Masa lalu bukanlah penentu masa depan, dan Mardi adalah buktinya. Pria kelahiran Solo pada 20 Maret 1973 ini menjalani kehidupan yang kelam selama bertahun-tahun. Seperti kupu-kupu yang bermetamorfosis, Mardi berubah dari seorang preman menjadi pendukung Jama’ah Muslimin (Hizbullah), khususnya di bidang Ukhuwah (Keamanan).
Perjalanan itu dimulai sejak ia duduk di bangku SMP Tunas, ketika Mardi masih remaja. Seperti kebanyakan remaja, ia dipenuhi rasa ingin tahu dan mudah terpengaruh oleh lingkungan negatif. Seringkali, Mardi terlibat tawuran, jarang pulang, hingga akhirnya membentuk geng dan pergi ke dukun untuk mendapatkan kekebalan. Uang sekolahnya bahkan dipakai untuk membayar dukun demi memenuhi ego remajanya. “Bahkan saat SMP, saya sering dipanggil guru BP dan psikolog dari UGM karena saya siswa yang paling bermasalah,” kenangnya.
Setelah lulus, orang tua Mardi tidak ingin melanjutkannya ke SMA, tetapi Mardi bersikeras. Akhirnya, ia masuk SMA Muhammadiyah dengan harapan bisa belajar tentang agama. Namun, harapan itu tidak terwujud karena Mardi tetap melakukan hal-hal negatif. Bersama gengnya, ia terlibat dalam ritual sumpah darah sebagai tanda kesetiaan, yang semakin menjerumuskannya dalam kehidupan yang gelap.

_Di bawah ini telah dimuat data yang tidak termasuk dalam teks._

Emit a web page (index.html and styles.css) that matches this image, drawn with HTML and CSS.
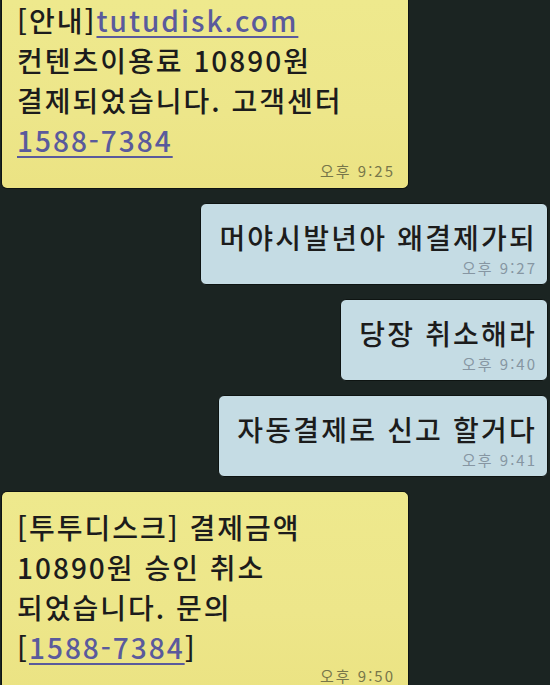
FILE: index.html
```html
<!DOCTYPE html>
<html lang="ko">
<head>
<meta charset="utf-8">
<title>SMS</title>
<link rel="stylesheet" href="styles.css">
</head>
<body>
<div class="chat">
  <div class="bubble recv first">
    <div class="msg">[안내]<span class="link">tutudisk.com</span><br>컨텐츠이용료 10890원<br>결제되었습니다. 고객센터<br><span class="link num">1588-7384</span></div>
    <div class="time">오후 9:25</div>
  </div>
  <div class="bubble sent">
    <div class="msg">머야시발년아 왜결제가되</div>
    <div class="time">오후 9:27</div>
  </div>
  <div class="bubble sent">
    <div class="msg">당장 취소해라</div>
    <div class="time">오후 9:40</div>
  </div>
  <div class="bubble sent">
    <div class="msg">자동결제로 신고 할거다</div>
    <div class="time">오후 9:41</div>
  </div>
  <div class="bubble recv last">
    <div class="msg">[투투디스크] 결제금액<br>10890원 승인 취소<br>되었습니다. 문의<br>[<span class="link num">1588-7384</span>]</div>
    <div class="time">오후 9:50</div>
  </div>
</div>
</body>
</html>
```

FILE: styles.css
```css
html, body {
  margin: 0;
  padding: 0;
  background: #1b2422;
  height: 100%;
  overflow: hidden;
}
.chat {
  display: flex;
  flex-direction: column;
  gap: 14px;
  font-family: "Noto Sans CJK KR", "Noto Sans", sans-serif;
  color: #1c1c1c;
}
.bubble {
  box-sizing: border-box;
  border: 1px solid #0e1412;
  border-radius: 6px;
}
.msg {
  font-size: 28px;
  line-height: 40px;
  font-weight: 500;
  letter-spacing: 2px;
  white-space: nowrap;
}
.time {
  font-size: 15px;
  line-height: 22px;
  letter-spacing: 2px;
  text-align: right;
}
.recv {
  align-self: flex-start;
  width: 408px;
  margin-left: 1px;
  background: linear-gradient(180deg, #eee98d 0%, #ede68a 60%, #ebe383 100%);
  padding: 0 13px 6px 15px;
}
.recv .time {
  color: #77764a;
}
.first {
  border-top: none;
  border-top-left-radius: 0;
  border-top-right-radius: 0;
}
.last {
  padding-top: 15px;
  border-bottom: none;
  border-bottom-left-radius: 0;
  border-bottom-right-radius: 0;
}
.last .time {
  line-height: 18px;
}
.sent {
  align-self: flex-end;
  margin-right: 2px;
  background: #c5dce4;
  padding: 13px 10px 5px 18px;
}
.sent .msg {
  letter-spacing: 2.2px;
}
.sent .time {
  color: #8696a2;
}
.link {
  color: #5a5a9c;
  text-decoration: underline;
  text-decoration-thickness: 2px;
  text-underline-offset: 4px;
  letter-spacing: 2px;
}
.num {
  letter-spacing: 2px;
}
```
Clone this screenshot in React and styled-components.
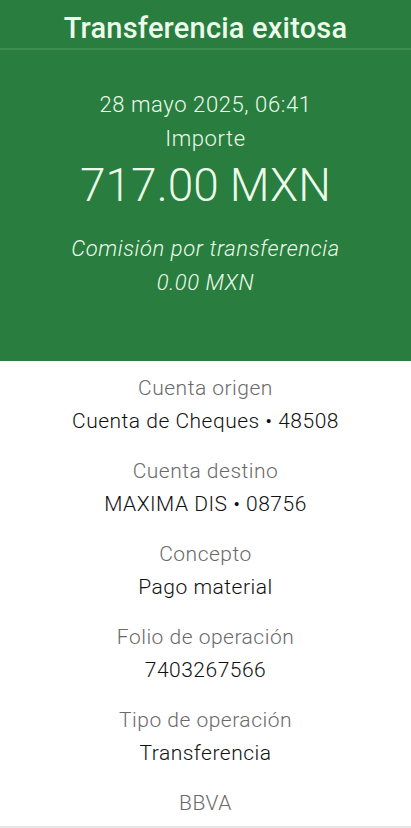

Meski begitu, guru-gurunya masih menaruh harapan padanya kelak akan berubah. Mardi sebenarnya siswa yang pintar dan masuk sepuluh besar. Bahkan, ia sempat ditawari menjadi ketua OSIS, tetapi menolak dan memilih menjadi wakil ketua OSIS sekaligus ketua kelas. Guru-gurunya berharap dengan begitu Mardi belajar tanggung jawab dan berubah menjadi lebih baik.
Baca Juga: Kisah Muchdir, Rela tak Kuliah Demi Merintis Kampung Muhajirun
Setelah itu, Mardi dan teman-temannya mulai aktif dalam berbagai kegiatan ekstrakurikuler, seperti Tapak Suci. Bahkan, pelatihnya menjadikannya asisten. “Waktu SMA, guru-guru sebenarnya mulai perhatian karena saya bisa masuk sepuluh besar, dan saya juga aktif di berbagai kegiatan salah satunya Tapak Suci,” kenangnya.
Merantau ke Ibukota
Setelah lulus SMA, Mardi ingin menjadi tentara, namun pergaulan buruk membuat impian itu kandas. Seperti tradisi orang Jawa yang suka merantau, Mardi pun berangkat ke Jakarta atas dorongan keluarga karena di kampung ia sering membuat masalah. “Saya lulus SMA pada tahun 1992, lalu merantau ke Jakarta atas dukungan orang tua karena sering bikin onar di rumah. Mereka meminta saya ikut kakak untuk mencari kerja,” jelasnya.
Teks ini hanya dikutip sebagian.